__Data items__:
════════════════════

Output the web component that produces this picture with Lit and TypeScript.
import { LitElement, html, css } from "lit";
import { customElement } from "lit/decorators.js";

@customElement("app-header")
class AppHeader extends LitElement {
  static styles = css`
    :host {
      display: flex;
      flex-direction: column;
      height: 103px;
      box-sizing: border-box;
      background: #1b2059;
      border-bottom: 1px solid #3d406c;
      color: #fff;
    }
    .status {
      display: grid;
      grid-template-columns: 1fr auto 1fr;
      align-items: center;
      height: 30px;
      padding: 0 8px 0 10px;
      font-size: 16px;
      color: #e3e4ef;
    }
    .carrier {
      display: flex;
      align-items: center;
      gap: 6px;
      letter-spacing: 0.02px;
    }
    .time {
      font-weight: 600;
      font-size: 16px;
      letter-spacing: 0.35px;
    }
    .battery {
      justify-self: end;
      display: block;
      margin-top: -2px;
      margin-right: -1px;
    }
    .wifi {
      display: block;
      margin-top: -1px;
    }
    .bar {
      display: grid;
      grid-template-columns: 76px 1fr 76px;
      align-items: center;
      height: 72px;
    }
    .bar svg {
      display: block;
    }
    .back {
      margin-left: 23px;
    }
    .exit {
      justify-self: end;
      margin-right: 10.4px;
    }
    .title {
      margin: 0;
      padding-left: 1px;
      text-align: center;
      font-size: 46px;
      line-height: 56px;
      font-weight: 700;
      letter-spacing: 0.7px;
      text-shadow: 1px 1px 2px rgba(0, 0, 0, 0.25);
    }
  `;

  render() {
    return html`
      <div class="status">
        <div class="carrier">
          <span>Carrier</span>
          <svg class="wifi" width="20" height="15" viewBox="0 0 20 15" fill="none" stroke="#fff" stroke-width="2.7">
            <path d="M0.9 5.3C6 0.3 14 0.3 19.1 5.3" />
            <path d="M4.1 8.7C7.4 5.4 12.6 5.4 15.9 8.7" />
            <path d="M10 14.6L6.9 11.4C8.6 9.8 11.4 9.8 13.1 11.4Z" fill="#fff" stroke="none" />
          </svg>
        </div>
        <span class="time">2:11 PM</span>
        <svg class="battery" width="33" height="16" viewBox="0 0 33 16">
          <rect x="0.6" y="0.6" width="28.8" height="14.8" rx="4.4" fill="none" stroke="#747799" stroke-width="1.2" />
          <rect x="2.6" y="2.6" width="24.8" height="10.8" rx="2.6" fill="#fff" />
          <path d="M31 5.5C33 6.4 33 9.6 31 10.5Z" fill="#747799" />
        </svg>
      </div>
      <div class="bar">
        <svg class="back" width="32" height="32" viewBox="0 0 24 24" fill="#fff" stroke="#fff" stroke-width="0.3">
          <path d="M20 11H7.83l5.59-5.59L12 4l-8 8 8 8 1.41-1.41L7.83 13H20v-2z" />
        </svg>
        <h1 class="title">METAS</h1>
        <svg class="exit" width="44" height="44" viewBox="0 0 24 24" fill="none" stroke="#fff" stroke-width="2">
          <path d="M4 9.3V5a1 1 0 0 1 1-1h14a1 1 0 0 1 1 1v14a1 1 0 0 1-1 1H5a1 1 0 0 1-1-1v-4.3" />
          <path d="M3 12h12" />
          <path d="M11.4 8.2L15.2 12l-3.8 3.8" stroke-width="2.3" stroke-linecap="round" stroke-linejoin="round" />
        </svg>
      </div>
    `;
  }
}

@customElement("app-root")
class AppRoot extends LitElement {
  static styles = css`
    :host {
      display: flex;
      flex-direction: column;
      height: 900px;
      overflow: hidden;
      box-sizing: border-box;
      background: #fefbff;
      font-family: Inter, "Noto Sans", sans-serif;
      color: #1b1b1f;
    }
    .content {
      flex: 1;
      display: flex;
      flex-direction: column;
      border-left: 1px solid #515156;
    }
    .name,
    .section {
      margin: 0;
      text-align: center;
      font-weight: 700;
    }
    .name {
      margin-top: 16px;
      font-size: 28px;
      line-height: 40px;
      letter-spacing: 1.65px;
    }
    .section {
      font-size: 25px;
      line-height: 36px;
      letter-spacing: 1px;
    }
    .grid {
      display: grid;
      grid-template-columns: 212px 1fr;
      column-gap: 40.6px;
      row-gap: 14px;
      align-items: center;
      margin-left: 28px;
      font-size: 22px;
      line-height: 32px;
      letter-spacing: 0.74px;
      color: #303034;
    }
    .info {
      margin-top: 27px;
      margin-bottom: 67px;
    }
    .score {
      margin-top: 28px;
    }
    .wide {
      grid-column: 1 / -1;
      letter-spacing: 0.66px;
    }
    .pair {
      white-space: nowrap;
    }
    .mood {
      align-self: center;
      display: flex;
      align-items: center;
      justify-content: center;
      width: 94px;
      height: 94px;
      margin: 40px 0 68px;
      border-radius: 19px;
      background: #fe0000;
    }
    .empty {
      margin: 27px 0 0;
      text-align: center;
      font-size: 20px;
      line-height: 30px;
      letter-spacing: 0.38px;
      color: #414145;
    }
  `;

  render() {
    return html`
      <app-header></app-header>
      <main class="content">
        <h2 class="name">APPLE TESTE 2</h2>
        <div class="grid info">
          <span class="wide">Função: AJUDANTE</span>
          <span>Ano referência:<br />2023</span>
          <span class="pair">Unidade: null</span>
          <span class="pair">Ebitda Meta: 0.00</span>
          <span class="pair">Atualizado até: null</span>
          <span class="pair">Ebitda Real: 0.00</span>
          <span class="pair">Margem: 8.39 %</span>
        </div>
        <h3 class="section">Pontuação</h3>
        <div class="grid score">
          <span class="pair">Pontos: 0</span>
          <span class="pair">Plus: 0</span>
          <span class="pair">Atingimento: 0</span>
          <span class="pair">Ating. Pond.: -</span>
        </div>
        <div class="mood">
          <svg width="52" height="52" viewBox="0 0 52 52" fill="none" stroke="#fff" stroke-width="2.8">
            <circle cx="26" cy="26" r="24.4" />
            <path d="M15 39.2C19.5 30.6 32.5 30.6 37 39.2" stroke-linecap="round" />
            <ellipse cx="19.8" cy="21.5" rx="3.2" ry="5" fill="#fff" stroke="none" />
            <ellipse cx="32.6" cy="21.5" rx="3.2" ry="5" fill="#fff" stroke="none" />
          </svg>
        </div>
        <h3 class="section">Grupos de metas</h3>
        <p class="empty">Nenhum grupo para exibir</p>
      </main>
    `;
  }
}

════════════════════

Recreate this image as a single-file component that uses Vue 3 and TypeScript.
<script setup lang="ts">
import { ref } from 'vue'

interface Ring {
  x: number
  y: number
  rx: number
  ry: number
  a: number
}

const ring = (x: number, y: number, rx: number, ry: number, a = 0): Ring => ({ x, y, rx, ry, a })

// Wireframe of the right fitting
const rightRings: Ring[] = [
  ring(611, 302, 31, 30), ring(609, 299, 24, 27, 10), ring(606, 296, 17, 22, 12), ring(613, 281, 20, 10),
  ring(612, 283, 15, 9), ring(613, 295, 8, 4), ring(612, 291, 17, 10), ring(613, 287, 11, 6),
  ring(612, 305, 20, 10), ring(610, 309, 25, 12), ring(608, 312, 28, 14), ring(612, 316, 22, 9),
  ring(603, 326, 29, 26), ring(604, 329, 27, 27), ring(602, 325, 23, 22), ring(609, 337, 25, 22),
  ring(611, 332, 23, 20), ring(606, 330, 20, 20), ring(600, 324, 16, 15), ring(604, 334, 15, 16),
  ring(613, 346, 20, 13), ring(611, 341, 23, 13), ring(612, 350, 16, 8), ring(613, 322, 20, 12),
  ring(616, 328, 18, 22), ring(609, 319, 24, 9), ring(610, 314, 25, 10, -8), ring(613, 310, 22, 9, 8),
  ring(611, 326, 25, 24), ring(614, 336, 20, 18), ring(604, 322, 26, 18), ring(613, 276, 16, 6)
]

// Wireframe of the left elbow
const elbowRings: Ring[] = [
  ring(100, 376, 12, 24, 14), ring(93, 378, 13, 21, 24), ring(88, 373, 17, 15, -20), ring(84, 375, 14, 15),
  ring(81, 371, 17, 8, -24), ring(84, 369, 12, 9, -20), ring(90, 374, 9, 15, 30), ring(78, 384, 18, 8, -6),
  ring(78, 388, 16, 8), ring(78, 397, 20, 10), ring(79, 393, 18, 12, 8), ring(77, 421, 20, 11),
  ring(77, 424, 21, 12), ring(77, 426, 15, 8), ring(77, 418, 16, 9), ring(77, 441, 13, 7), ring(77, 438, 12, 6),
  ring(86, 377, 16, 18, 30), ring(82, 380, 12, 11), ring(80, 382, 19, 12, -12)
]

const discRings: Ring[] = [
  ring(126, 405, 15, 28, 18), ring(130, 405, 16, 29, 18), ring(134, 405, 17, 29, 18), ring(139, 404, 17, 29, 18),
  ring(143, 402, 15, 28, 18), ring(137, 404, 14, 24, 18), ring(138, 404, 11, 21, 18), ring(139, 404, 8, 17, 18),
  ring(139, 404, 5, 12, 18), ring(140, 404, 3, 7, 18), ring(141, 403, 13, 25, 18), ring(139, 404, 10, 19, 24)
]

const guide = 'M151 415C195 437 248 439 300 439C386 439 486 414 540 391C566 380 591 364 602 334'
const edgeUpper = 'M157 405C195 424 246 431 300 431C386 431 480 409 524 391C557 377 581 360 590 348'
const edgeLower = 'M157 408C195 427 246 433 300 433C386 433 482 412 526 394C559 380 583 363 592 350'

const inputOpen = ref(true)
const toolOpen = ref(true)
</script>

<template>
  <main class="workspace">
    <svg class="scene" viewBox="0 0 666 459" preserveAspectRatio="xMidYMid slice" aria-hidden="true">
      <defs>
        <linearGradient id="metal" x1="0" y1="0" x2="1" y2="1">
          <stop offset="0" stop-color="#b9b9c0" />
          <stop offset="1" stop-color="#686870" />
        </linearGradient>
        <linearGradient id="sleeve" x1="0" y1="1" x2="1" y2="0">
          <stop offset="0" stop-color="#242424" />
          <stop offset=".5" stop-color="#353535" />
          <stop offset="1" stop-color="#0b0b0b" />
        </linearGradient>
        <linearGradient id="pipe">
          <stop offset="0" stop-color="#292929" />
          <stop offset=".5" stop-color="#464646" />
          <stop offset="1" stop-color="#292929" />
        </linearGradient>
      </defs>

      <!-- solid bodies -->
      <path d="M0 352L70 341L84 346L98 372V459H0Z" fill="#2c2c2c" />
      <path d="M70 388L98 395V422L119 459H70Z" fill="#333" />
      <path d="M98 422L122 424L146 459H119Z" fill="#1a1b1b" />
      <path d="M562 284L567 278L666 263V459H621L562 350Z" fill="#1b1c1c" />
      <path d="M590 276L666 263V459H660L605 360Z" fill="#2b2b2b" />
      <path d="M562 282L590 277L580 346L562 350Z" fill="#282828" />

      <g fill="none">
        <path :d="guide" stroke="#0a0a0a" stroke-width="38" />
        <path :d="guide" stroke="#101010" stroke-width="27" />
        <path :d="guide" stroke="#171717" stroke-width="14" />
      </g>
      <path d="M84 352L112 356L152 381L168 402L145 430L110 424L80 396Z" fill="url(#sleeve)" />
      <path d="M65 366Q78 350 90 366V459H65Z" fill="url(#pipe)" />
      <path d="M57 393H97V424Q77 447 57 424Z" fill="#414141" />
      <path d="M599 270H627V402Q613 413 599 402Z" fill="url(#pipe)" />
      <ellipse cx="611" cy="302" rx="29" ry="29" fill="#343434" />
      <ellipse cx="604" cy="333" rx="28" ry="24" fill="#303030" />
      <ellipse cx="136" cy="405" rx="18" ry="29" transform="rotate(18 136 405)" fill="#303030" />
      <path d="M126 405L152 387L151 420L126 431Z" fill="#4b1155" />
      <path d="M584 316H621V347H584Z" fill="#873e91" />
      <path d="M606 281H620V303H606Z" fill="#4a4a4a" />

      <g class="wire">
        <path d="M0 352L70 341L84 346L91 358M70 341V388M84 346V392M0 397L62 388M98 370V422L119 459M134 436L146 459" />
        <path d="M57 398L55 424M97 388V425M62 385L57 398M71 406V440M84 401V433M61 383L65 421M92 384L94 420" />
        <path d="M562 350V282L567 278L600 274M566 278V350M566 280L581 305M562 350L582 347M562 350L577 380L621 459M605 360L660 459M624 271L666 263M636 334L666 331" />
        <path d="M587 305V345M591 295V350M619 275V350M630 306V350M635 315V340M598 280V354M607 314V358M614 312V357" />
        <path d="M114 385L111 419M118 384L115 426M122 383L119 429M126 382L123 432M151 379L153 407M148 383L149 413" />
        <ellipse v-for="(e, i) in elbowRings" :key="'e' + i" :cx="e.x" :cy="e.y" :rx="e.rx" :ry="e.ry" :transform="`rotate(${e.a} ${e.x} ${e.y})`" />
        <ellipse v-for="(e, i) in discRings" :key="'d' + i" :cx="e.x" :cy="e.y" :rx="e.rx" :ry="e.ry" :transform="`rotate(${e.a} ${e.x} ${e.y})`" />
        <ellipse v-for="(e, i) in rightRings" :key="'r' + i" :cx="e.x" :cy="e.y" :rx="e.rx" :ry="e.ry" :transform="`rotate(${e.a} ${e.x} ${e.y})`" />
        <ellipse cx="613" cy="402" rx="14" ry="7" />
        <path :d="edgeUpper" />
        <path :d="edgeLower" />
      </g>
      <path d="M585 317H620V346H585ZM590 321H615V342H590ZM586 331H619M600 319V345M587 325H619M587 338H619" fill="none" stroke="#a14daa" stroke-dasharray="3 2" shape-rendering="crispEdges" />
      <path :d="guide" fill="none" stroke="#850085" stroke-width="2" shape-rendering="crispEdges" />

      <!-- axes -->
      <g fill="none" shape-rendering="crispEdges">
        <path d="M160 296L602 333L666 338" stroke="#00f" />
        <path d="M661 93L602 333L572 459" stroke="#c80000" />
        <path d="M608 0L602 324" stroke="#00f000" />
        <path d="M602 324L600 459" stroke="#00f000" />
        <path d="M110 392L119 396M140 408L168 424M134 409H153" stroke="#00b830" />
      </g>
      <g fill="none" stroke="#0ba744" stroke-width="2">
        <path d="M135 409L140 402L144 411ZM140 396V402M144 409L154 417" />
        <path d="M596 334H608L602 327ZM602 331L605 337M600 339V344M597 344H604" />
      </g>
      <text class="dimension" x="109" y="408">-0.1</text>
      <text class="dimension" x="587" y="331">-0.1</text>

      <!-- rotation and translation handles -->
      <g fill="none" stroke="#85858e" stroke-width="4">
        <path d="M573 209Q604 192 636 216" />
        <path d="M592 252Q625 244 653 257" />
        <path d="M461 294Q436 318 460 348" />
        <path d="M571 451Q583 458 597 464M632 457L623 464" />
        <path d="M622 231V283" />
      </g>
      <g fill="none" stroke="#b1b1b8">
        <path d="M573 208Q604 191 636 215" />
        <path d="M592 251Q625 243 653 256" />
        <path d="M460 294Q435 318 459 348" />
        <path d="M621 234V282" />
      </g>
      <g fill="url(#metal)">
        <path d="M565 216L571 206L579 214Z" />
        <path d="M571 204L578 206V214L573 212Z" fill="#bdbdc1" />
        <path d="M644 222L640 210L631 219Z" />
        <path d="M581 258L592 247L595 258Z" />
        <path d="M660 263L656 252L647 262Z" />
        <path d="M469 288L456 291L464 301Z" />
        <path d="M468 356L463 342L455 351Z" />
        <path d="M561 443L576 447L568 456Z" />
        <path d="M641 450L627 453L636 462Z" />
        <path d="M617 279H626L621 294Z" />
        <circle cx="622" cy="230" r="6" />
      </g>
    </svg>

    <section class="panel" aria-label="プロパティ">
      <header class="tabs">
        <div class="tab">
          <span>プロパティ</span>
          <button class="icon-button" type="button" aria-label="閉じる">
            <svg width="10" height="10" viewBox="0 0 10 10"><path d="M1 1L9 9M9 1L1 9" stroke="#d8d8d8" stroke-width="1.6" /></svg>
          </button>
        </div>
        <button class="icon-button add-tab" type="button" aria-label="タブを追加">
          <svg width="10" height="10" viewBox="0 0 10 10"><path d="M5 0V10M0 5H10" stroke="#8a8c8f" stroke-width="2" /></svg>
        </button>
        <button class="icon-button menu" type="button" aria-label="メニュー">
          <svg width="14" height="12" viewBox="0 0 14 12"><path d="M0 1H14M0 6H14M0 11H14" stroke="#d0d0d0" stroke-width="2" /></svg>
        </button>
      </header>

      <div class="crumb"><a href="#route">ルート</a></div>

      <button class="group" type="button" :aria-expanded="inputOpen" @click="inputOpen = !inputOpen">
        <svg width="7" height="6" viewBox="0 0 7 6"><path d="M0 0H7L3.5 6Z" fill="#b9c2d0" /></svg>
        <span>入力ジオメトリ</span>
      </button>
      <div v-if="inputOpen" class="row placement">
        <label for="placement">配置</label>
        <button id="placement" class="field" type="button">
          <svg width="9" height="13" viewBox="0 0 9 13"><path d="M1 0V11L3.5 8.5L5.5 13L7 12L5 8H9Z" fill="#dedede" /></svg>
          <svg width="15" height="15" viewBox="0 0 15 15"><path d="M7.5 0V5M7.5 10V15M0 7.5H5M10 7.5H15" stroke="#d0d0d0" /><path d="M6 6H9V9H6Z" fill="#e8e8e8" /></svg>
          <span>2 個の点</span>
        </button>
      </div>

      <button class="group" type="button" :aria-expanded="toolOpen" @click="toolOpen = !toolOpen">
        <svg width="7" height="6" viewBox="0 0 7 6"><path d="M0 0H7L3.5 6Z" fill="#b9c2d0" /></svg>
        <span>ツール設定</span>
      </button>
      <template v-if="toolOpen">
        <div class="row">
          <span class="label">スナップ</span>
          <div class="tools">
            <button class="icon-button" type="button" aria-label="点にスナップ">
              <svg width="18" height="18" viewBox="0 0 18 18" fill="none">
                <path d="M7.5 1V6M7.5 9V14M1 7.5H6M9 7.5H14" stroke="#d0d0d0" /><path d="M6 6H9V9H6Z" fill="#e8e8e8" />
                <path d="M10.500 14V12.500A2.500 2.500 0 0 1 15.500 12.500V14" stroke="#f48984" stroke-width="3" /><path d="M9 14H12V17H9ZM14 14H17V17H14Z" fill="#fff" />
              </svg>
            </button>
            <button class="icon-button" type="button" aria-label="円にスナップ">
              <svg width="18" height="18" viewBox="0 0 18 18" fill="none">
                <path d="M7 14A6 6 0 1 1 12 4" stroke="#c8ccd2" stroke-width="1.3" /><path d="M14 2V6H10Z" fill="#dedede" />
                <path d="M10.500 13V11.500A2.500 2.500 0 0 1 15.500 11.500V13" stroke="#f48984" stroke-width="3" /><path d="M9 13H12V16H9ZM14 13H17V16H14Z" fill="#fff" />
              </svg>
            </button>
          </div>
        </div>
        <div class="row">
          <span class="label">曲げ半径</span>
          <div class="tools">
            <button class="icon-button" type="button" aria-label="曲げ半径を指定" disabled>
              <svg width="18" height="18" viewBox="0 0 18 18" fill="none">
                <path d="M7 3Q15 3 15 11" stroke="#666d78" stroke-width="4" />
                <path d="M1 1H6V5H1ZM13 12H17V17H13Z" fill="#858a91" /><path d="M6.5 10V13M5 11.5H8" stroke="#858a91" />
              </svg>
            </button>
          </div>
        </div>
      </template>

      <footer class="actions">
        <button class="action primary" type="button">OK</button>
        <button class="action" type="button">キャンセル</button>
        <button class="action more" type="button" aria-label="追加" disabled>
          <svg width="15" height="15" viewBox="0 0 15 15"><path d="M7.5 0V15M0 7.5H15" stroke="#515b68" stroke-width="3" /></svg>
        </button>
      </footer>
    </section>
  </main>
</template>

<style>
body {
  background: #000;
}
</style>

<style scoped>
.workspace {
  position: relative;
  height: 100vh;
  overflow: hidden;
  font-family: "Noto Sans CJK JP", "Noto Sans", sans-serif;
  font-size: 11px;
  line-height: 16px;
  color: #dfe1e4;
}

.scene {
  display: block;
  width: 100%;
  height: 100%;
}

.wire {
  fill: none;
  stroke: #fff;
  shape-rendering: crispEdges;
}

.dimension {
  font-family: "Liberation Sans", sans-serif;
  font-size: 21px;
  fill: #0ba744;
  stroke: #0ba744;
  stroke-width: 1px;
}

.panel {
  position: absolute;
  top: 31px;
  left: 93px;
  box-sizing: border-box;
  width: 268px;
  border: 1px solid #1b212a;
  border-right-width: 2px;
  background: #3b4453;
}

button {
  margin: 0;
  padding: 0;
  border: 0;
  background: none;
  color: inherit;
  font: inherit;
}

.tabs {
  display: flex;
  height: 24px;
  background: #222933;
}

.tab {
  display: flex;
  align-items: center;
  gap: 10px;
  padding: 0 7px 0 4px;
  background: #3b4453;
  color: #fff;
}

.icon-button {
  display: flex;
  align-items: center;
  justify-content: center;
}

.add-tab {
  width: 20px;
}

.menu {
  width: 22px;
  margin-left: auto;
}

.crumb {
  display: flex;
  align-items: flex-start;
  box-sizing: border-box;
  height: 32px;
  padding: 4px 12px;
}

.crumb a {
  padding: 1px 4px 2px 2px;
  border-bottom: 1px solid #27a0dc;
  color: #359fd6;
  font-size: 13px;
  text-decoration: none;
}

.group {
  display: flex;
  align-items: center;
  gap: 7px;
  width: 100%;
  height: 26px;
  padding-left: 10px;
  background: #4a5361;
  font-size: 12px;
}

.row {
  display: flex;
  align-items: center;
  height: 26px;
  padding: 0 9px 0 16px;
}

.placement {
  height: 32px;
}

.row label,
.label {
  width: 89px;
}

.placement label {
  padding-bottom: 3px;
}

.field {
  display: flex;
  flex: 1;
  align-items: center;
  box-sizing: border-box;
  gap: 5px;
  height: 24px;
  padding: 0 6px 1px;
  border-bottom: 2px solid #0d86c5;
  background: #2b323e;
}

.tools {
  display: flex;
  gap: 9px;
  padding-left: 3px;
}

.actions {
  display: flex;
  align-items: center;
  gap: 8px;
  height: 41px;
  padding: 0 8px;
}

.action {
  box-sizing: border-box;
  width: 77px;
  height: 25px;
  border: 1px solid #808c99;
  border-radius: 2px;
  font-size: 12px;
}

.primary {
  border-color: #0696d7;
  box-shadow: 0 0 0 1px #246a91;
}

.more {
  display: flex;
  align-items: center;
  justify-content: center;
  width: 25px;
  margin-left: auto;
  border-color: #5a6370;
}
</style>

════════════════════

What is the number of lines in the records that contain the word "component"? Answer with the number and nothing else.

2